I had to explain ‘expedite’. Then we had to look up ‘enervation’.** That’s fantastic for poetry, but making potential customers or stakeholders reach for a dictionary or search engine is likely to alienate them.


4   Mix it up

Short and simple is not an excuse to be boring. You need to keep people reading and so must be engaging, and vary your language and sentence length. In general, keep sentences short, but not all of them. “This sentence has five words” is a great example of the problem and solution.


5   Reach out

Self-publishing is easy, especially on social media, and there is a place for that. But marketing and stakeholder engagement materials that are poorly written and designed, or error-strewn, make an organisation look careless and unprofessional.

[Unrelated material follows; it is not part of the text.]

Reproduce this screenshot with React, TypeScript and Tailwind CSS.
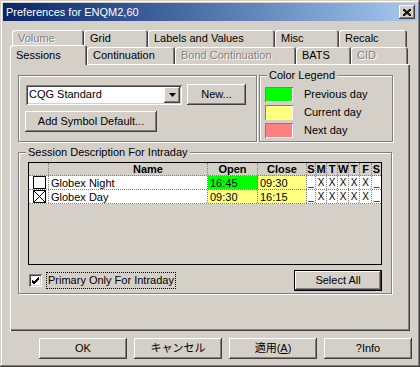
import React from "react";

// classic win2k 3d edges
const RAISED =
  "shadow-[inset_-1px_-1px_0_#404040,inset_1px_1px_0_#ffffff,inset_-2px_-2px_0_#808080]";

function Btn({ children, w, isDefault }: { children: React.ReactNode; w: string; isDefault?: boolean }) {
  if (isDefault) {
    return (
      <div className={`${w} h-[21px] border border-black bg-[#d4d0c8]`}>
        <div className="h-full w-full flex items-center justify-center shadow-[inset_-1px_-1px_0_#404040,inset_1px_1px_0_#ffffff,inset_-2px_-2px_0_#808080]">
          {children}
        </div>
      </div>
    );
  }
  return (
    <div className={`${w} h-[21px] flex items-center justify-center bg-[#d4d0c8] ${RAISED}`}>{children}</div>
  );
}

function Tab({ label, w, disabled, selected }: { label: string; w: string; disabled?: boolean; selected?: boolean }) {
  return (
    <div
      className={`${w} ${
        selected ? "h-[20px] -mt-[2px] relative z-10 pt-[1px]" : "h-[17px]"
      } shrink-0 flex items-center pl-[6px] rounded-t-[3px] bg-[#d4d0c8] shadow-[inset_1px_1px_0_#ffffff,inset_-1px_0_0_#404040,inset_-2px_0_0_#808080] ${
        disabled ? "text-[#808080] [text-shadow:1px_1px_0_#ffffff]" : "text-black"
      }`}
    >
      {label}
    </div>
  );
}

function Swatch({ color, label }: { color: string; label: string }) {
  return (
    <div className="flex items-center h-[15px]">
      <div className={`w-[28px] h-[15px] ${color} shadow-[inset_1px_1px_0_#808080,inset_-1px_-1px_0_#ffffff]`} />
      <span className="ml-[11px]">{label}</span>
    </div>
  );
}

const DAYS = ["S", "M", "T", "W", "T", "F", "S"];
const DAY_W = ["w-[9px]", "w-[11px]", "w-[11px]", "w-[11px]", "w-[11px]", "w-[12px]", "w-[9px]"];

function Row({ name, open, close, openBg, checked }: { name: string; open: string; close: string; openBg: string; checked?: boolean }) {
  return (
    <div className="flex h-[14px] bg-white border-b border-dotted border-[#808080]">
      <div className="w-[20px] border-r border-dotted border-[#808080] flex items-center pl-[4px]">
        <svg width="13" height="13" viewBox="0 0 13 13">
          <rect x="0.5" y="0.5" width="12" height="12" fill="#fff" stroke="#000" />
          {checked && <path d="M1 1 L12 12 M12 1 L1 12" stroke="#000" strokeWidth="1" />}
        </svg>
      </div>
      <div className="w-[159px] border-r border-dotted border-[#808080] pl-[2px] leading-[14px]">{name}</div>
      <div className={`w-[50px] ${openBg} border-r border-dotted border-[#808080] pl-[2px] leading-[14px]`}>{open}</div>
      <div className="w-[49px] bg-[#ffff80] border-r border-dotted border-[#808080] pl-[2px] leading-[14px]">{close}</div>
      {DAY_W.map((w, i) => (
        <div
          key={i}
          className={`${w} ${i < 6 ? "border-r border-dotted border-[#808080]" : ""} text-center leading-[14px] text-[10px]`}
        >
          {i === 0 || i === 6 ? "_" : "X"}
        </div>
      ))}
    </div>
  );
}

export default function App() {
  return (
    <div className="w-[420px] h-[367px] bg-[#d4d0c8] p-[3px] flex flex-col text-[11px] text-black font-['Liberation_Sans','Noto_Sans_CJK_JP',sans-serif] shadow-[inset_-1px_-1px_0_#404040,inset_1px_1px_0_#d4d0c8,inset_-2px_-2px_0_#808080,inset_2px_2px_0_#ffffff]">
      {/* title bar */}
      <div className="h-[18px] flex items-center pl-[3px] pr-[2px] bg-gradient-to-r from-[#0a246a] to-[#a6caf0] text-white text-[11px]">
        <span>Preferences for ENQM2,60</span>
        <div className={`ml-auto w-[16px] h-[14px] bg-[#d4d0c8] flex items-center justify-center ${RAISED}`}>
          <svg width="8" height="7" viewBox="0 0 8 7">
            <path d="M0 0 L8 7 M1 0 L8 6 M0 1 L7 7 M8 0 L0 7 M7 0 L0 6 M8 1 L1 7" stroke="#000" strokeWidth="1" />
          </svg>
        </div>
      </div>

      {/* tab control */}
      <div className="ml-[7px] mt-[9px] w-[400px] flex flex-col">
        <div className="flex pl-[2px]">
          <Tab label="Volume" w="w-[72px]" disabled />
          <Tab label="Grid" w="w-[64px]" />
          <Tab label="Labels and Values" w="w-[127px]" />
          <Tab label="Misc" w="w-[64px]" />
          <Tab label="Recalc" w="w-[68px]" />
        </div>
        <div className="flex h-[17px] items-start">
          <Tab label="Sessions" w="w-[77px]" selected />
          <Tab label="Continuation" w="w-[88px]" />
          <Tab label="Bond Continuation" w="w-[121px]" disabled />
          <Tab label="BATS" w="w-[55px]" />
          <Tab label="CID" w="w-[57px]" disabled />
        </div>

        {/* panel */}
        <div className="h-[267px] pl-[8px] pt-[11px] flex flex-col shadow-[inset_1px_1px_0_#ffffff,inset_-1px_-1px_0_#404040,inset_-2px_-2px_0_#808080]">
          <div className="flex gap-[2px]">
            <div className="w-[239px] h-[67px] border border-[#808080] shadow-[inset_1px_1px_0_#ffffff,1px_1px_0_#ffffff] pl-[6px] pt-[8px] flex flex-col">
              <div className="flex items-center h-[21px]">
                <div className="ml-[1px] w-[156px] h-[20px] bg-white flex items-center shadow-[inset_1px_1px_0_#808080,inset_-1px_-1px_0_#ffffff,inset_2px_2px_0_#404040,inset_-2px_-2px_0_#d4d0c8] pl-[3px] pr-[2px]">
                  <span className="flex-1">CQG Standard</span>
                  <div className={`w-[16px] h-[16px] bg-[#d4d0c8] flex items-center justify-center ${RAISED}`}>
                    <svg width="7" height="4" viewBox="0 0 7 4">
                      <path d="M0 0 H7 L3.5 4 Z" fill="#000" />
                    </svg>
                  </div>
                </div>
                <div className="ml-[5px]">
                  <Btn w="w-[59px]">New...</Btn>
                </div>
              </div>
              <div className="mt-[6px]">
                <Btn w="w-[132px]">Add Symbol Default...</Btn>
              </div>
            </div>

            <div className="relative w-[134px] h-[67px] border border-[#808080] shadow-[inset_1px_1px_0_#ffffff,1px_1px_0_#ffffff] pl-[5px] pt-[11px] flex flex-col gap-[3px]">
              <span className="absolute -top-[8px] left-[7px] px-[2px] bg-[#d4d0c8] leading-[14px]">Color Legend</span>
              <Swatch color="bg-[#00ff00]" label="Previous day" />
              <Swatch color="bg-[#ffff80]" label="Current day" />
              <Swatch color="bg-[#ff8080]" label="Next day" />
            </div>
          </div>

          <div className="relative mt-[10px] w-[374px] h-[142px] border border-[#808080] shadow-[inset_1px_1px_0_#ffffff,1px_1px_0_#ffffff] pl-[9px] pt-[9px] flex flex-col">
            <span className="absolute -top-[8px] left-[7px] px-[2px] bg-[#d4d0c8] leading-[14px]">
              Session Description For Intraday
            </span>
            <div className="w-[354px] h-[103px] border border-black bg-[#d4d0c8] flex flex-col">
              <div className="flex h-[13px] font-bold text-[11px] leading-[13px] border-b border-dotted border-[#808080]">
                <div className="w-[20px] border-r border-dotted border-[#808080]" />
                <div className="w-[159px] border-r border-dotted border-[#808080] pl-[84px]">Name</div>
                <div className="w-[50px] border-r border-dotted border-[#808080] text-center">Open</div>
                <div className="w-[49px] border-r border-dotted border-[#808080] text-center">Close</div>
                {DAY_W.map((w, i) => (
                  <div key={i} className={`${w} ${i < 6 ? "border-r border-dotted border-[#808080]" : ""} text-center`}>
                    {DAYS[i]}
                  </div>
                ))}
              </div>
              <Row name="Globex Night" open="16:45" close="09:30" openBg="bg-[#00ff00]" />
              <Row name="Globex Day" open="09:30" close="16:15" openBg="bg-[#ffff80]" checked />
            </div>

            <div className="flex items-center mt-[5px] pr-[9px]">
              <div className="ml-[1px] w-[13px] h-[13px] bg-white shadow-[inset_1px_1px_0_#808080,inset_-1px_-1px_0_#ffffff,inset_2px_2px_0_#404040,inset_-2px_-2px_0_#d4d0c8] flex items-center justify-center">
                <svg width="9" height="9" viewBox="0 0 9 9">
                  <path d="M1 4 L3 6 L8 1 M1 5 L3 7 L8 2 M1 6 L3 8 L8 3" stroke="#000" strokeWidth="1" fill="none" />
                </svg>
              </div>
              <span className="ml-[4px] border border-dotted border-black px-[1px] leading-[15px]">Primary Only For Intraday</span>
              <div className="ml-auto">
                <Btn w="w-[88px]" isDefault>
                  Select All
                </Btn>
              </div>
            </div>
          </div>
        </div>
      </div>

      {/* bottom buttons */}
      <div className="flex gap-[7px] pl-[36px] mt-[7px]">
        <Btn w="w-[88px]">OK</Btn>
        <Btn w="w-[88px]">キャンセル</Btn>
        <Btn w="w-[88px]">
          <span>
            適用(<span className="underline">A</span>)
          </span>
        </Btn>
        <Btn w="w-[88px]">?Info</Btn>
      </div>
    </div>
  );
}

We all have different strengths. I am a writer and like to think I’m good at coming up with visual concepts, although my design and animation colleagues may disagree. But I am no graphic designer, a poor editor and a dreadful proofreader. So I write from interviews with engineers, freeing them to focus on engineering, and a professional editor shapes my words, ensuring they flow and are grammatically correct. Our designers present these words in creative ways, helping to break up and illustrate the copy. And a proofreader and production manager ensure errors are ironed out and that the end product displays as intended.


*Attributed to the lead engineer at the Lockheed Skunk Works, but variations predate this use.